Background: Human malignant melanoma is notoriously resistant to chemotherapeutic agents. Melanoma-derived cell lines are often markedly chemoresistant, suggesting that cellular mechanisms mediate generation of the multidrug resistance (MDR) phenotype. This phenotype is often due to P-glycoprotein (Pgp) and the MDR-associated protein (MRP), which are drug transporter proteins associated with resistance to a broad spectrum of lipophilic drugs.
Objectives: To determine the relationships between the expression of the MDR gene MDR-1 (the product of which is Pgp) or the MRP gene, and clinical chemoresistance of malignant melanoma.

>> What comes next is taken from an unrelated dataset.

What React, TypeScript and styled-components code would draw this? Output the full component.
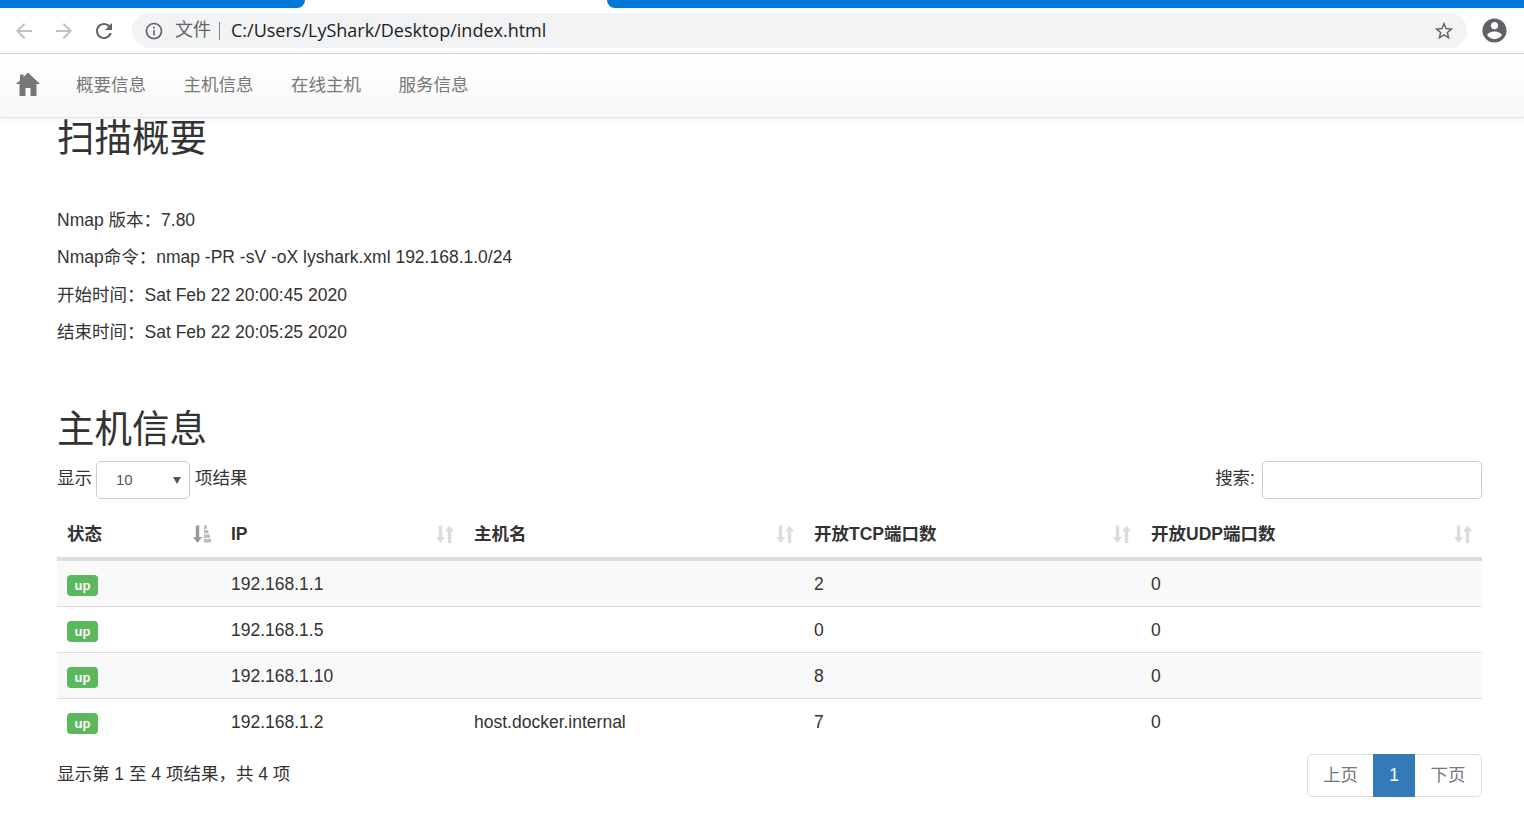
import React from "react";
import styled, { createGlobalStyle } from "styled-components";

const CJK = `"Liberation Sans", "Noto Sans CJK SC", sans-serif`;

const Global = createGlobalStyle`
  html, body { margin: 0; padding: 0; background: #fff; overflow: hidden; }
  body { font-family: ${CJK}; font-size: 17.5px; line-height: 25px; color: #333; }
  * { box-sizing: border-box; }
`;

const Page = styled.div`
  width: 1524px;
  height: 815px;
  overflow: hidden;
`;

const TabStrip = styled.div`
  height: 8px;
  display: flex;
  justify-content: space-between;
`;

const TabEdge = styled.div<{ $side: "left" | "right"; $w: number }>`
  width: ${(p) => p.$w}px;
  background: #0078d7;
  border-bottom-${(p) => (p.$side === "left" ? "right" : "left")}-radius: 8px;
`;

const Toolbar = styled.div`
  height: 46px;
  display: flex;
  align-items: center;
  padding: 0 15px 0 12px;
  border-bottom: 1px solid #dadce0;
  background: #fff;
`;

const ToolIcon = styled.svg<{ $c: string; $mr: number }>`
  width: 24px;
  height: 24px;
  flex: none;
  fill: ${(p) => p.$c};
  margin-right: ${(p) => p.$mr}px;
`;

const AddressBar = styled.div`
  flex: 1;
  height: 35px;
  border-radius: 18px;
  background: #f1f3f4;
  display: flex;
  align-items: center;
  padding: 0 12px 0 12px;
`;

const Scheme = styled.span`
  font-size: 18px;
  color: #5f6368;
  margin-left: 11px;
`;

const Divider = styled.span`
  width: 1px;
  height: 18px;
  background: #80868b;
  margin: 0 11px 0 8px;
`;

const Url = styled.span`
  flex: 1;
  font-family: "Open Sans", "Noto Sans", sans-serif;
  font-size: 18px;
  color: #202124;
`;

const NavBar = styled.nav`
  height: 64px;
  display: flex;
  align-items: center;
  padding-left: 16px;
  background: linear-gradient(to bottom, #fff 0%, #f8f8f8 100%);
  border-bottom: 1px solid #e7e7e7;
  box-shadow: 0 1px 6px rgba(0, 0, 0, 0.07);
`;

const HomeIcon = styled.svg`
  width: 24px;
  height: 24px;
  fill: #777;
  margin: -4px 36px 0 0;
  flex: none;
`;

const NavItem = styled.a`
  color: #777;
  font-size: 17.5px;
  margin-right: 37.5px;
`;

const Content = styled.main`
  padding: 0 42px 0 57px;
`;

const Heading = styled.h2<{ $mt: number; $mb: number }>`
  margin: ${(p) => p.$mt}px 0 ${(p) => p.$mb}px;
  font-size: 37.5px;
  line-height: 41px;
  font-weight: 400;
  color: #333;
`;

const Para = styled.p`
  margin: 0 0 12.5px;
  line-height: 25px;
`;

const Controls = styled.div`
  display: flex;
  justify-content: space-between;
  height: 38px;
  margin-top: 11px;
`;

const ControlLabel = styled.label`
  display: flex;
  align-items: flex-start;
  gap: 4px;
  line-height: 34px;
`;

const SelectBox = styled.div`
  position: relative;
  width: 94px;
  height: 38px;
  margin-right: 1px;
  &::after {
    content: "";
    position: absolute;
    right: 9px;
    top: 16px;
    border-left: 4px solid transparent;
    border-right: 4px solid transparent;
    border-top: 7px solid #555;
  }
`;

const LengthSelect = styled.select`
  appearance: none;
  width: 100%;
  height: 100%;
  border: 1px solid #ccc;
  border-radius: 5px;
  background: #fff;
  padding: 0 0 0 19px;
  font-family: ${CJK};
  font-size: 15px;
  color: #555;
`;

const SearchInput = styled.input`
  width: 220px;
  height: 38px;
  margin-left: 3px;
  border: 1px solid #ccc;
  border-radius: 5px;
  background: #fff;
`;

const Table = styled.table`
  width: 1425px;
  margin-top: 12px;
  border-collapse: separate;
  border-spacing: 0;
  table-layout: fixed;
`;

const Th = styled.th<{ $w: number }>`
  width: ${(p) => p.$w}px;
  height: 50px;
  padding: 1px 10px 0;
  border-bottom: 4px solid #ddd;
  text-align: left;
  font-weight: 700;
  font-size: 17.5px;
`;

const ThInner = styled.div`
  display: flex;
  justify-content: space-between;
  align-items: center;
`;

const SortIcon = styled.svg<{ $c: string }>`
  width: 18px;
  height: 18px;
  margin-top: -1px;
  fill: ${(p) => p.$c};
  flex: none;
`;

const Tr = styled.tr<{ $odd: boolean }>`
  height: 46px;
  background: ${(p) => (p.$odd ? "#f9f9f9" : "#fff")};
`;

const Td = styled.td<{ $last: boolean }>`
  padding: 2px 10px 0;
  font-size: 17.5px;
  border-bottom: 1px solid ${(p) => (p.$last ? "transparent" : "#ddd")};
`;

const Badge = styled.span`
  display: block;
  width: 31px;
  height: 21px;
  margin-top: 2px;
  border-radius: 4px;
  background: #5cb85c;
  color: #fff;
  font-size: 13px;
  font-weight: 700;
  line-height: 21px;
  text-align: center;
`;

const Footer = styled.div`
  display: flex;
  justify-content: space-between;
  align-items: flex-start;
  margin-top: 9px;
`;

const Info = styled.div`
  line-height: 40px;
`;

const Pager = styled.div`
  display: flex;
  height: 43px;
  border: 1px solid #ddd;
  border-radius: 5px;
`;

const PageBtn = styled.a<{ $active?: boolean; $w: number }>`
  width: ${(p) => p.$w}px;
  margin: ${(p) => (p.$active ? "-1px 0" : "0")};
  display: flex;
  align-items: center;
  justify-content: center;
  background: ${(p) => (p.$active ? "#337ab7" : "transparent")};
  color: ${(p) => (p.$active ? "#fff" : "#777")};
`;

const Sort = () => (
  <SortIcon $c="#dcdcdc" viewBox="0 0 18 18">
    <path d="M2.800 0.500h3.400v11.500h2.800L4.500 18 0 12h2.800zM11.800 18h3.400V6.500H18L13.500 0.500 9 6.500h2.800z" />
  </SortIcon>
);

const SortActive = () => (
  <SortIcon $c="#9a9a9a" viewBox="0 0 18 18">
    <path d="M2.800 0.500h3.400v11.500h2.800L4.500 18 0 12h2.800z" />
    <path fill="#bdbdbd" d="M11 0.500h3v3.500h-3zM11 5h4.500v3.500H11zM11 9.500h6v3.500h-6zM11 14h7v3.500h-7z" />
  </SortIcon>
);

const headers = [
  { t: "状态", w: 164, active: true },
  { t: "IP", w: 243 },
  { t: "主机名", w: 340 },
  { t: "开放TCP端口数", w: 337 },
  { t: "开放UDP端口数", w: 341 },
];

const rows = [
  ["192.168.1.1", "", "2", "0"],
  ["192.168.1.5", "", "0", "0"],
  ["192.168.1.10", "", "8", "0"],
  ["192.168.1.2", "host.docker.internal", "7", "0"],
];

export default function App() {
  return (
    <Page>
      <Global />
      <TabStrip>
        <TabEdge $side="left" $w={305} />
        <TabEdge $side="right" $w={917} />
      </TabStrip>
      <Toolbar>
        <ToolIcon $c="#bdc1c6" $mr={16} viewBox="0 0 24 24">
          <path d="M20 11H7.830l5.590-5.590L12 4l-8 8 8 8 1.410-1.410L7.830 13H20v-2z" />
        </ToolIcon>
        <ToolIcon $c="#bdc1c6" $mr={16} viewBox="0 0 24 24">
          <path d="M12 4l-1.410 1.410L16.170 11H4v2h12.170l-5.580 5.590L12 20l8-8z" />
        </ToolIcon>
        <ToolIcon $c="#5f6368" $mr={16} viewBox="0 0 24 24">
          <path d="M17.650 6.350C16.200 4.900 14.210 4 12 4c-4.420 0-7.990 3.580-7.990 8s3.570 8 7.990 8c3.730 0 6.840-2.550 7.730-6h-2.080c-.82 2.330-3.040 4-5.650 4-3.310 0-6-2.690-6-6s2.690-6 6-6c1.660 0 3.140.69 4.220 1.780L13 11h7V4l-2.350 2.350z" />
        </ToolIcon>
        <AddressBar>
          <ToolIcon $c="#5f6368" $mr={0} viewBox="0 0 24 24" style={{ width: 20, height: 20 }}>
            <path d="M11 7h2v2h-2zm0 4h2v6h-2zm1-9C6.480 2 2 6.480 2 12s4.480 10 10 10 10-4.480 10-10S17.520 2 12 2zm0 18c-4.410 0-8-3.590-8-8s3.590-8 8-8 8 3.590 8 8-3.590 8-8 8z" />
          </ToolIcon>
          <Scheme>文件</Scheme>
          <Divider />
          <Url>C:/Users/LyShark/Desktop/index.html</Url>
          <ToolIcon $c="#5f6368" $mr={0} viewBox="0 0 24 24" style={{ width: 22, height: 22 }}>
            <path d="M22 9.240l-7.190-.62L12 2 9.190 8.630 2 9.240l5.460 4.730L5.820 21 12 17.270 18.180 21l-1.630-7.030L22 9.240zM12 15.400l-3.760 2.270 1-4.280-3.320-2.880 4.380-.38L12 6.100l1.710 4.040 4.380.38-3.320 2.880 1 4.280L12 15.400z" />
          </ToolIcon>
        </AddressBar>
        <ToolIcon $c="#5f6368" $mr={0} viewBox="0 0 24 24" style={{ width: 29, height: 29, marginLeft: 13 }}>
          <path d="M12 2C6.480 2 2 6.480 2 12s4.480 10 10 10 10-4.480 10-10S17.520 2 12 2zm0 3c1.660 0 3 1.340 3 3s-1.340 3-3 3-3-1.340-3-3 1.340-3 3-3zm0 14.200c-2.500 0-4.710-1.280-6-3.220.03-1.990 4-3.080 6-3.080 1.990 0 5.970 1.090 6 3.080-1.290 1.940-3.500 3.220-6 3.220z" />
        </ToolIcon>
      </Toolbar>
      <NavBar>
        <HomeIcon viewBox="0 0 24 24">
          <path d="M12 0.500 24 12h-3.500v12h-6v-8h-5v8h-6V12H0L4 8.200V2.500h3.500v2.400z" />
        </HomeIcon>
        <NavItem>概要信息</NavItem>
        <NavItem>主机信息</NavItem>
        <NavItem>在线主机</NavItem>
        <NavItem>服务信息</NavItem>
      </NavBar>
      <Content>
        <Heading $mt={0} $mb={48.5}>扫描概要</Heading>
        <Para>Nmap 版本：7.80</Para>
        <Para>Nmap命令：nmap -PR -sV -oX lyshark.xml 192.168.1.0/24</Para>
        <Para>开始时间：Sat Feb 22 20:00:45 2020</Para>
        <Para>结束时间：Sat Feb 22 20:05:25 2020</Para>
        <Heading $mt={63.5} $mb={0}>主机信息</Heading>
        <Controls>
          <ControlLabel>
            显示
            <SelectBox>
              <LengthSelect defaultValue="10">
                <option value="10">10</option>
              </LengthSelect>
            </SelectBox>
            项结果
          </ControlLabel>
          <ControlLabel>
            搜索:
            <SearchInput />
          </ControlLabel>
        </Controls>
        <Table>
          <thead>
            <tr>
              {headers.map((h) => (
                <Th key={h.t} $w={h.w}>
                  <ThInner>
                    {h.t}
                    {h.active ? <SortActive /> : <Sort />}
                  </ThInner>
                </Th>
              ))}
            </tr>
          </thead>
          <tbody>
            {rows.map((r, i) => (
              <Tr key={r[0]} $odd={i % 2 === 0}>
                <Td $last={i === rows.length - 1}>
                  <Badge>up</Badge>
                </Td>
                {r.map((c, j) => (
                  <Td key={j} $last={i === rows.length - 1}>{c}</Td>
                ))}
              </Tr>
            ))}
          </tbody>
        </Table>
        <Footer>
          <Info>显示第 1 至 4 项结果，共 4 项</Info>
          <Pager>
            <PageBtn $w={65}>上页</PageBtn>
            <PageBtn $w={42} $active>1</PageBtn>
            <PageBtn $w={66}>下页</PageBtn>
          </Pager>
        </Footer>
      </Content>
    </Page>
  );
}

Methods: We examined changes in the expression of MDR-1 and MRP genes at the mRNA level before and after chemotherapy by reverse transcription-polymerase chain reaction (RT-PCR) analysis using formalin-fixed, paraffin-embedded sections of 18 specimens taken from eight melanoma patients. mRNA expression of the MDR-1 and MRP gene-specific PCR products was quantitatively determined by densitometry and compared with that of an internal standard (beta-actin).
Results: Five of seven primary melanomas were found to express the MRP gene to a certain extent even before chemotherapy. After first and second courses of chemotherapy, six patients had an increased ratio of MRP mRNA to beta-actin mRNA compared with the prechemotherapy levels in the same patients. None of the cases of melanoma expressed MDR-1.
Conclusions: These results suggest that a significant mRNA level of MRP gene was intrinsically present in malignant melanoma even before exposure to chemotherapeutic drugs and increased in its expression after chemotherapy, suggesting that MRP plays a part in increasing the chemoresistance of malignant melanoma during chemotherapy.